## Dataset excerpt:
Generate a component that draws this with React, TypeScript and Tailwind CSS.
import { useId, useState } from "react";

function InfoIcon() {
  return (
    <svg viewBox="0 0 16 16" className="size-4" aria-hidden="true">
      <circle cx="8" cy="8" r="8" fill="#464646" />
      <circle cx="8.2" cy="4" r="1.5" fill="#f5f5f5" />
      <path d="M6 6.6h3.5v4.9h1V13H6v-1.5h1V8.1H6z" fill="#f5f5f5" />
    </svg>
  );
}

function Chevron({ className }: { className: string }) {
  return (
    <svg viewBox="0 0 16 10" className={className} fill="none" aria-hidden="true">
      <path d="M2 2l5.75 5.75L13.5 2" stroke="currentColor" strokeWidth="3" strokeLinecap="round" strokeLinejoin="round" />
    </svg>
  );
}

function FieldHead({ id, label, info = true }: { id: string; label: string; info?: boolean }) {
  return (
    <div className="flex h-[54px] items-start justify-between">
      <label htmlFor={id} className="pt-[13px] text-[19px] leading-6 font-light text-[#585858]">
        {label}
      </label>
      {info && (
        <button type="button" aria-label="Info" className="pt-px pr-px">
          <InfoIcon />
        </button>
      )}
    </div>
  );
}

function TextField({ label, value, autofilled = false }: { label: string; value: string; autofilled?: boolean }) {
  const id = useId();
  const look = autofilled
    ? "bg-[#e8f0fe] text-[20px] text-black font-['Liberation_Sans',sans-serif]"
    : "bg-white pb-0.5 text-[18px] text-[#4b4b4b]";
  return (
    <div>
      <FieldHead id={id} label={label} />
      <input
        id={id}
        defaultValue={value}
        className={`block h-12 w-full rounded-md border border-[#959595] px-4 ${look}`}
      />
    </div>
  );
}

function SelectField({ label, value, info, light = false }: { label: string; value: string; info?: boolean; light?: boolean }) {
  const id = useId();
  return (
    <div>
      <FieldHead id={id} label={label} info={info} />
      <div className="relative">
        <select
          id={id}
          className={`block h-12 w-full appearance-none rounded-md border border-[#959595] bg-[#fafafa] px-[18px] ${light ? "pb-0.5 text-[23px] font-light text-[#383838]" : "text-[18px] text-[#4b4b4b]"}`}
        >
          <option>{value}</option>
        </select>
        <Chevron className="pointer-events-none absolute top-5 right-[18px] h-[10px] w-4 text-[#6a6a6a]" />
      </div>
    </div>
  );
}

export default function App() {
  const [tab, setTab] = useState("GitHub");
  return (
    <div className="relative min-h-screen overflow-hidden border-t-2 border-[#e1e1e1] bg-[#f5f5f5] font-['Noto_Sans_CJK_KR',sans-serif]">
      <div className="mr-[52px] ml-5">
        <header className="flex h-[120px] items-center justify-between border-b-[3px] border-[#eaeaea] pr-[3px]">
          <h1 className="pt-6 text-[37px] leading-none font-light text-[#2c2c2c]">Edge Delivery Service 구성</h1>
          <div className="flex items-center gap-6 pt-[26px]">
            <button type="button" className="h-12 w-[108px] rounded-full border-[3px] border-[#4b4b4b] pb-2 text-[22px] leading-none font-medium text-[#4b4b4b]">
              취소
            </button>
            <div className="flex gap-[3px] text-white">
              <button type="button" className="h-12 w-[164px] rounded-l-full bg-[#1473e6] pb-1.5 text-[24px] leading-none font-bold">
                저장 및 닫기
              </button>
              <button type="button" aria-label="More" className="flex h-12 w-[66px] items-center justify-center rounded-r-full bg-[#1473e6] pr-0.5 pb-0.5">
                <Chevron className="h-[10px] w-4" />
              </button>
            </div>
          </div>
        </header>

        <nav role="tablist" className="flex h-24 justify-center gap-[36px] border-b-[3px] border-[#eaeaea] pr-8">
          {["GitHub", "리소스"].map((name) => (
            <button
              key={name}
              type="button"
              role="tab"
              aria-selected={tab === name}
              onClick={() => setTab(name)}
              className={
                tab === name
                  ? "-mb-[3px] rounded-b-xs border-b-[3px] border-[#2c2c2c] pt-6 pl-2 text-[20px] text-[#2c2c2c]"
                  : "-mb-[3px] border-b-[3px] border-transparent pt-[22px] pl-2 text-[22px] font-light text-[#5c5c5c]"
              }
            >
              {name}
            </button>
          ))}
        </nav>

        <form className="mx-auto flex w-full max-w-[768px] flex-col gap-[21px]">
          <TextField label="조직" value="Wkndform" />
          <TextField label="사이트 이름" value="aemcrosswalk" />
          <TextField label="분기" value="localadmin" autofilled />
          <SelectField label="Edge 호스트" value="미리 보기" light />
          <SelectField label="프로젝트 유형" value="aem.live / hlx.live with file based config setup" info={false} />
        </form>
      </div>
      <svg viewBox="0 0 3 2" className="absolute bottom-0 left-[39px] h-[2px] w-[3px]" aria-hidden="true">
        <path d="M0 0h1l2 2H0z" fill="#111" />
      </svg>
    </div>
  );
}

## Exercise directions:
Give every line of the material again, exactly as it reads.

## Written answer:
Generate a component that draws this with React, TypeScript and Tailwind CSS.
import { useId, useState } from "react";

function InfoIcon() {
  return (
    <svg viewBox="0 0 16 16" className="size-4" aria-hidden="true">
      <circle cx="8" cy="8" r="8" fill="#464646" />
      <circle cx="8.2" cy="4" r="1.5" fill="#f5f5f5" />
      <path d="M6 6.6h3.5v4.9h1V13H6v-1.5h1V8.1H6z" fill="#f5f5f5" />
    </svg>
  );
}

function Chevron({ className }: { className: string }) {
  return (
    <svg viewBox="0 0 16 10" className={className} fill="none" aria-hidden="true">
      <path d="M2 2l5.75 5.75L13.5 2" stroke="currentColor" strokeWidth="3" strokeLinecap="round" strokeLinejoin="round" />
    </svg>
  );
}

function FieldHead({ id, label, info = true }: { id: string; label: string; info?: boolean }) {
  return (
    <div className="flex h-[54px] items-start justify-between">
      <label htmlFor={id} className="pt-[13px] text-[19px] leading-6 font-light text-[#585858]">
        {label}
      </label>
      {info && (
        <button type="button" aria-label="Info" className="pt-px pr-px">
          <InfoIcon />
        </button>
      )}
    </div>
  );
}

function TextField({ label, value, autofilled = false }: { label: string; value: string; autofilled?: boolean }) {
  const id = useId();
  const look = autofilled
    ? "bg-[#e8f0fe] text-[20px] text-black font-['Liberation_Sans',sans-serif]"
    : "bg-white pb-0.5 text-[18px] text-[#4b4b4b]";
  return (
    <div>
      <FieldHead id={id} label={label} />
      <input
        id={id}
        defaultValue={value}
        className={`block h-12 w-full rounded-md border border-[#959595] px-4 ${look}`}
      />
    </div>
  );
}

function SelectField({ label, value, info, light = false }: { label: string; value: string; info?: boolean; light?: boolean }) {
  const id = useId();
  return (
    <div>
      <FieldHead id={id} label={label} info={info} />
      <div className="relative">
        <select
          id={id}
          className={`block h-12 w-full appearance-none rounded-md border border-[#959595] bg-[#fafafa] px-[18px] ${light ? "pb-0.5 text-[23px] font-light text-[#383838]" : "text-[18px] text-[#4b4b4b]"}`}
        >
          <option>{value}</option>
        </select>
        <Chevron className="pointer-events-none absolute top-5 right-[18px] h-[10px] w-4 text-[#6a6a6a]" />
      </div>
    </div>
  );
}

export default function App() {
  const [tab, setTab] = useState("GitHub");
  return (
    <div className="relative min-h-screen overflow-hidden border-t-2 border-[#e1e1e1] bg-[#f5f5f5] font-['Noto_Sans_CJK_KR',sans-serif]">
      <div className="mr-[52px] ml-5">
        <header className="flex h-[120px] items-center justify-between border-b-[3px] border-[#eaeaea] pr-[3px]">
          <h1 className="pt-6 text-[37px] leading-none font-light text-[#2c2c2c]">Edge Delivery Service 구성</h1>
          <div className="flex items-center gap-6 pt-[26px]">
            <button type="button" className="h-12 w-[108px] rounded-full border-[3px] border-[#4b4b4b] pb-2 text-[22px] leading-none font-medium text-[#4b4b4b]">
              취소
            </button>
            <div className="flex gap-[3px] text-white">
              <button type="button" className="h-12 w-[164px] rounded-l-full bg-[#1473e6] pb-1.5 text-[24px] leading-none font-bold">
                저장 및 닫기
              </button>
              <button type="button" aria-label="More" className="flex h-12 w-[66px] items-center justify-center rounded-r-full bg-[#1473e6] pr-0.5 pb-0.5">
                <Chevron className="h-[10px] w-4" />
              </button>
            </div>
          </div>
        </header>

        <nav role="tablist" className="flex h-24 justify-center gap-[36px] border-b-[3px] border-[#eaeaea] pr-8">
          {["GitHub", "리소스"].map((name) => (
            <button
              key={name}
              type="button"
              role="tab"
              aria-selected={tab === name}
              onClick={() => setTab(name)}
              className={
                tab === name
                  ? "-mb-[3px] rounded-b-xs border-b-[3px] border-[#2c2c2c] pt-6 pl-2 text-[20px] text-[#2c2c2c]"
                  : "-mb-[3px] border-b-[3px] border-transparent pt-[22px] pl-2 text-[22px] font-light text-[#5c5c5c]"
              }
            >
              {name}
            </button>
          ))}
        </nav>

        <form className="mx-auto flex w-full max-w-[768px] flex-col gap-[21px]">
          <TextField label="조직" value="Wkndform" />
          <TextField label="사이트 이름" value="aemcrosswalk" />
          <TextField label="분기" value="localadmin" autofilled />
          <SelectField label="Edge 호스트" value="미리 보기" light />
          <SelectField label="프로젝트 유형" value="aem.live / hlx.live with file based config setup" info={false} />
        </form>
      </div>
      <svg viewBox="0 0 3 2" className="absolute bottom-0 left-[39px] h-[2px] w-[3px]" aria-hidden="true">
        <path d="M0 0h1l2 2H0z" fill="#111" />
      </svg>
    </div>
  );
}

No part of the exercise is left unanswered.